Il prezzo “stracciato” del Portable è in effetti la prima scintilla di un altro cardine della rivoluzione dei cloni: la guerra dei prezzi, tanto più accanita quanti più produttori popolarono nel mercato, con particolare riferimento a quelli estremo-orientali.

Il lancio del Compaq Portable porta dunque in sé – incolpevolmente, s’intende – il germe di quella spirale erosiva di prezzi e margini che, in un ventennio o poco più, ha sì incrementato esponenzialmente la diffusione del PC e creato un ricchissimo mercato software, ma ha anche:

  • reso indispensabile la delocalizzazione della produzione in paesi ad alto tasso di sfruttamento del lavoro;
  • determinato in modo diretto l’uscita dal mercato PC della stessa IBM, il declino della Compaq e il fallimento di molti produttori di hardware;
  • fornito la base per una configurazione oligopolistica del mercato hardware e, in certa parte, del mercato software.

Queste conseguenze non erano di certo ignote alle parti in causa – prima di tutte IBM, la quale di fatto subì e non certo determinò consapevolmente il fenomeno dei cloni. Come abbiamo raccontato in queste pagine, Big Blue tentò infatti di correre ai ripari: prima via software, con il controverso Topview, poi via l’hardware, con il celebre ma dopotutto minoritario PS/2.

L’esito di questi tentativi fu ovviamente ben lontano dalle speranze di IBM, fin dalla seconda metà degli anni ’80 non poté che osservare l’esplosione di un mercato nato contro la sua volontà e il suo interesse, nell’ambito di un pesante vuoto legislativo in materia informatica.

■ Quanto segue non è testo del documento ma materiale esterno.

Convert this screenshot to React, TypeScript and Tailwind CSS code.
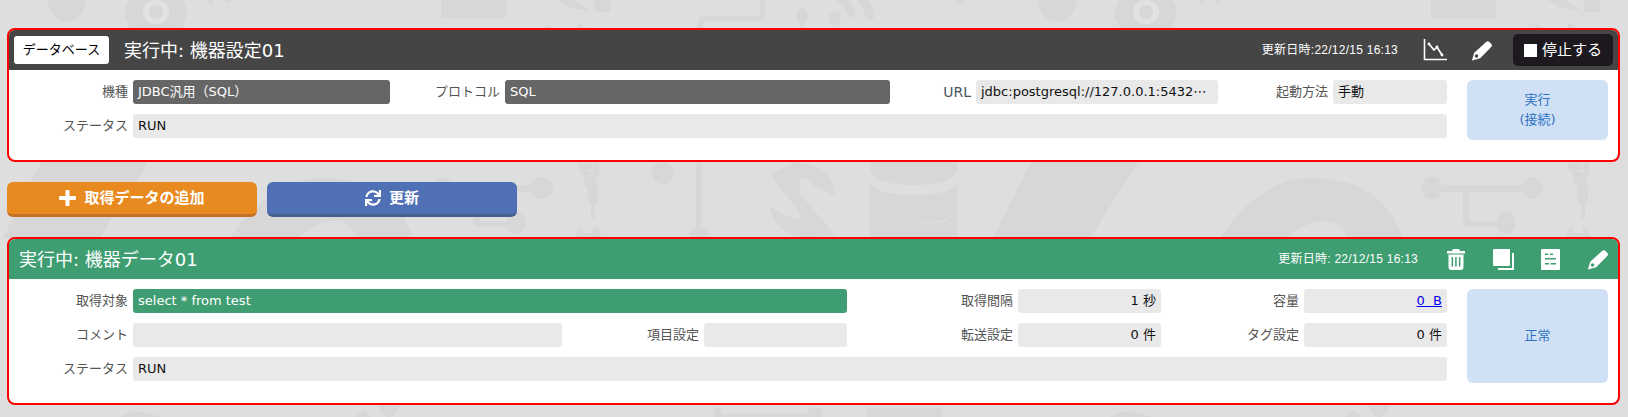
import React from "react";
import { FaSync } from "react-icons/fa";

const FONT = "font-['DejaVu_Sans','Noto_Sans_CJK_JP',sans-serif]";

function Backdrop() {
  return (
    <svg className="absolute inset-0 w-full h-full" aria-hidden="true">
      <defs>
        <pattern id="tile" x="0" y="0" width="990" height="417" patternUnits="userSpaceOnUse">
          <g fill="#d7d7d7">
            <ellipse cx="67" cy="0" rx="19" ry="22" />
            <path d="M129 0h54l3 8v9l-3 8v3h-54v-3l-4-8v-9z" />
            <ellipse cx="156" cy="12" rx="13" ry="12" fill="#e2e2e2" />
            <ellipse cx="156" cy="12" rx="7" ry="7" />
            <path d="M207 0h7l-3 4zM224 0h8l-5 4z" />
            <path d="M441 0h65v18h-65z" />
            <path d="M558 0h18l18 14v-14h16v12l-14 0-26-4zM545 24l8 4h-8zM578 22l8 6h-8z" />
            <path d="M760 0h5v14q0 7-7 7h-50q-5 0-5 5v2h-6v-3q0-9 9-9h50q4 0 4-4z" />
            <ellipse cx="802" cy="16" rx="6" ry="8" />
            <path d="M800 22h4v6h-4z" />
            <ellipse cx="835" cy="18" rx="6" ry="7" />
            <path d="M836 0h12q5 5 7 12q1 4-3 5t-5-3q-2-7-11-14zM858 0h11q4 6 5 16q0 4-4 4t-5-3q-1-9-7-17z" />
            <ellipse cx="959" cy="0" rx="5" ry="4" />
            <path d="M578 163h15v7h-15z" />

            {/* large slash */}
            <path d="M42 160h108l-50 78h-97z" />
            {/* dome */}
            <path fillRule="evenodd" d="M230 238q40-60 92-60q70 0 91 60h-56q-6-17-23-17q-18 0-36 17z" />
            {/* connector */}
            <ellipse cx="442" cy="188" rx="11" ry="11" />
            <ellipse cx="542" cy="188" rx="11" ry="11" />
            <path d="M442 185h100v7h-63v25q0 4 4 4h23v6h-27q-6 0-6-6v-29h-31z" />
            <ellipse cx="516" cy="223" rx="10" ry="11" />
            {/* wrench */}
            <path d="M583 160h5v12h6v-12h5v16l-3 3v5l3 3h-1v15l-3 1v15h-4v-15h-3l-1-15-3-4v-8l-3-3z" />
            <path d="M576 238l2-10 4-2 2 7 8 0 2-7 4 2 4 10z" />
            <ellipse cx="663" cy="173" rx="11" ry="11" />
            <path d="M696 160h6v66h-6z" />
            <ellipse cx="699" cy="234" rx="10" ry="8" />
            {/* sync */}
            <path d="M770 174l25-12q38 2 40 34l-22-10q-3-8-13-8v36z" />
            <path d="M770 205q10 12 30 14v-25l35 41-25 3q-38-3-40-33z" />
            {/* database */}
            <path d="M870 160h87v10q-4 15-43 15t-44-15z" />
            <path d="M870 182q5 13 44 13t43-13v28q-4 13-43 13t-44-13z" />
            <path d="M870 210q5 10 44 13t43-13v28h-87z" />
            {/* lower band */}
            <path d="M714 417v-6q0-4 4-4t4 3v4h86v-3q0-4 7-4t7 4v6z" />
            <path d="M867 407h75v10h-75z" />
            <path d="M120 417q10-6 20-5t22 5z" />
            <path d="M355 417l8-7 8 7z" />
            <ellipse cx="389" cy="402" rx="11" ry="15" />
          </g>
        </pattern>
      </defs>
      <rect width="100%" height="100%" fill="url(#tile)" />
    </svg>
  );
}

function Pencil({ hole }: { hole: string }) {
  return (
    <svg width="22" height="22" viewBox="0 0 24 24" aria-hidden="true">
      <path fill="#fff" d="M1 23.5 3.5 15 16.5 3.2q1.7-1.5 3.3-.2l2.5 2.4q1.3 1.6-.2 3.2L10 21z" />
      <circle cx="6" cy="18.6" r="1.9" fill={hole} />
    </svg>
  );
}

function Chart() {
  return (
    <svg width="24" height="22" viewBox="0 0 24 22" aria-hidden="true" fill="none" stroke="#fff">
      <path d="M1.5 0v20.5H24" strokeWidth="1.6" />
      <path d="M6 5l5 6 3-3 5 8" strokeWidth="1.7" />
      <circle cx="6" cy="5" r="1.4" fill="#fff" stroke="none" />
      <circle cx="14" cy="8" r="1.4" fill="#fff" stroke="none" />
      <circle cx="19" cy="16" r="1.4" fill="#fff" stroke="none" />
    </svg>
  );
}

function Trash() {
  return (
    <svg width="18" height="21" viewBox="0 0 18 21" aria-hidden="true">
      <path fill="#fff" d="M6 0h6l1 2h5v2.5H0V2h5zM1.5 5.5h15V18q0 3-3 3h-9q-3 0-3-3z" />
      <path fill="#3e9e72" d="M4.6 8h1.5v9.5H4.6zM8.2 8h1.500v9.500H8.200zM11.900 8h1.500v9.500h-1.500z" />
    </svg>
  );
}

function Copy() {
  return (
    <svg width="21" height="21" viewBox="0 0 21 21" aria-hidden="true">
      <rect x="0" y="0" width="17" height="17" rx="1" fill="#fff" />
      <path fill="#fff" d="M19 4h2v17H5v-2h14z" />
    </svg>
  );
}

function Sheet() {
  return (
    <svg width="19" height="21" viewBox="0 0 19 21" aria-hidden="true">
      <rect width="19" height="21" rx="1" fill="#fff" />
      <path fill="#3e9e72" d="M4 4.500h3v1.400H4zM9 4.500h3v1.400H9zM4 9h11v1.400H4zM4 14h4v1.400H4zM9.500 14H15v1.400H9.500z" />
    </svg>
  );
}

function Plus() {
  return (
    <svg width="17" height="16" viewBox="0 0 17 16" aria-hidden="true">
      <path fill="#fff" d="M6.500 1q0-1 1-1h2q1 0 1 1v5H16q1 0 1 1v2q0 1-1 1h-5.500v5q0 1-1 1h-2q-1 0-1-1v-5H1q-1 0-1-1V7q0-1 1-1h5.500z" />
    </svg>
  );
}

function Label({ w, children }: { w: string; children?: React.ReactNode }) {
  return <div className={`${w} shrink-0 pr-[5px] text-right text-[13px] leading-[24px] text-[#555555]`}>{children}</div>;
}

function Field({
  w,
  tone = "bg-[#e9e9e9] text-[#111111]",
  right,
  children,
}: {
  w: string;
  tone?: string;
  right?: boolean;
  children?: React.ReactNode;
}) {
  return (
    <div
      className={`${w} ${tone} h-6 shrink-0 overflow-hidden whitespace-nowrap rounded-[3px] px-[5px] text-[13px] leading-[24px] ${right ? "text-right" : ""}`}
    >
      {children}
    </div>
  );
}

function Row({ children }: { children: React.ReactNode }) {
  return <div className="flex h-6">{children}</div>;
}

function SideButton({ h, children }: { h: string; children: React.ReactNode }) {
  return (
    <div
      className={`${h} flex w-[141px] shrink-0 flex-col items-center justify-center rounded-md bg-[#d0e0f5] text-[13px] leading-[20px] text-[#2e72c4]`}
    >
      {children}
    </div>
  );
}

export default function App() {
  return (
    <div className={`${FONT} relative h-[417px] w-[1628px] overflow-hidden bg-[#dedede]`}>
      <Backdrop />
      <div className="relative pl-[7px] pr-2 pt-7">
        {/* device panel */}
        <section className="overflow-hidden rounded-lg border-2 border-[#ff0000] bg-white">
          <header className="flex h-10 items-center bg-[#454545] text-white">
            <div className="ml-[5px] flex h-7 w-[95px] items-center justify-center rounded-[3px] bg-white text-[13px] text-black">
              データベース
            </div>
            <div className="ml-[15px] text-[18px]">実行中: 機器設定01</div>
            <div className="ml-auto text-[12px] tracking-[0.25px] font-['Liberation_Sans','Noto_Sans_CJK_JP',sans-serif]">更新日時:22/12/15 16:13</div>
            <div className="ml-[25px] flex"><Chart /></div>
            <div className="ml-6 flex"><Pencil hole="#454545" /></div>
            <div className="ml-5 mr-[5px] flex h-8 w-[100px] items-center rounded-[5px] bg-[#1e191f] pl-[11px] text-[15px]">
              <span className="h-[13px] w-[13px] bg-white" />
              <span className="ml-[5px]">停止する</span>
            </div>
          </header>
          <div className="flex items-start pb-5 pt-[10px]">
            <div className="flex w-[1438px] shrink-0 flex-col gap-[10px]">
              <Row>
                <Label w="w-[124px]">機種</Label>
                <Field w="w-[257px]" tone="bg-[#666666] text-white">JDBC汎用（SQL）</Field>
                <Label w="w-[115px]">プロトコル</Label>
                <Field w="w-[385px]" tone="bg-[#666666] text-white">SQL</Field>
                <Label w="w-[86px]"><span className="text-[14px] text-[#4a5560]">URL</span></Label>
                <Field w="w-[242px]">jdbc:postgresql://127.0.0.1:5432⋯</Field>
                <Label w="w-[115px]">起動方法</Label>
                <Field w="w-[114px]">手動</Field>
              </Row>
              <Row>
                <Label w="w-[124px]">ステータス</Label>
                <Field w="flex-1">RUN</Field>
              </Row>
            </div>
            <div className="ml-5">
              <SideButton h="h-[60px]">
                <span>実行</span>
                <span>(接続)</span>
              </SideButton>
            </div>
          </div>
        </section>

        {/* actions */}
        <div className="mt-5 flex gap-[10px]">
          <button className="flex h-[35px] w-[250px] items-center justify-center gap-2 rounded-md border-b-[3px] border-[#c47027] bg-[#e98a21] text-[15px] font-bold text-white">
            <Plus />
            <span>取得データの追加</span>
          </button>
          <button className="flex h-[35px] w-[250px] items-center justify-center gap-2 rounded-md border-b-[3px] border-[#45608f] bg-[#4f70b5] text-[15px] font-bold text-white">
            <FaSync size={16} />
            <span>更新</span>
          </button>
        </div>

        {/* data panel */}
        <section className="mt-5 overflow-hidden rounded-lg border-2 border-[#ff0000] bg-white">
          <header className="flex h-10 items-center bg-[#3e9e72] text-white">
            <div className="ml-[10px] text-[18px]">実行中: 機器データ01</div>
            <div className="ml-auto text-[12px] tracking-[0.25px] font-['Liberation_Sans','Noto_Sans_CJK_JP',sans-serif]">更新日時: 22/12/15 16:13</div>
            <div className="ml-[29px] flex"><Trash /></div>
            <div className="ml-7 flex"><Copy /></div>
            <div className="ml-[27px] flex"><Sheet /></div>
            <div className="ml-[27px] mr-[9px] flex"><Pencil hole="#3e9e72" /></div>
          </header>
          <div className="flex items-start pb-5 pt-[10px]">
            <div className="flex w-[1438px] shrink-0 flex-col gap-[10px]">
              <Row>
                <Label w="w-[124px]">取得対象</Label>
                <Field w="w-[714px]" tone="bg-[#3e9e72] text-white">select * from test</Field>
                <Label w="w-[171px]">取得間隔</Label>
                <Field w="w-[143px]" right>1 秒</Field>
                <Label w="w-[143px]">容量</Label>
                <Field w="w-[143px]" right><span className="text-[#0000ee] underline">0&nbsp;&nbsp;B</span></Field>
              </Row>
              <Row>
                <Label w="w-[124px]">コメント</Label>
                <Field w="w-[429px]" />
                <Label w="w-[142px]">項目設定</Label>
                <Field w="w-[143px]" />
                <Label w="w-[171px]">転送設定</Label>
                <Field w="w-[143px]" right>0 件</Field>
                <Label w="w-[143px]">タグ設定</Label>
                <Field w="w-[143px]" right>0 件</Field>
              </Row>
              <Row>
                <Label w="w-[124px]">ステータス</Label>
                <Field w="flex-1">RUN</Field>
              </Row>
            </div>
            <div className="ml-5">
              <SideButton h="h-[94px]">正常</SideButton>
            </div>
          </div>
        </section>
      </div>
    </div>
  );
}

La risposta a una domanda quale: cosa sarebbe successo se IBM invece del PC avesse lanciato una piattaforma totalmente chiusa? non è per nulla scontata. Il che non ci vieta di porcela, di darci delle risposte e di confrontarle in questo lungo weekend di Pasqua. A proposito: auguri, dal sottoscritto e da tutto lo staff di AD!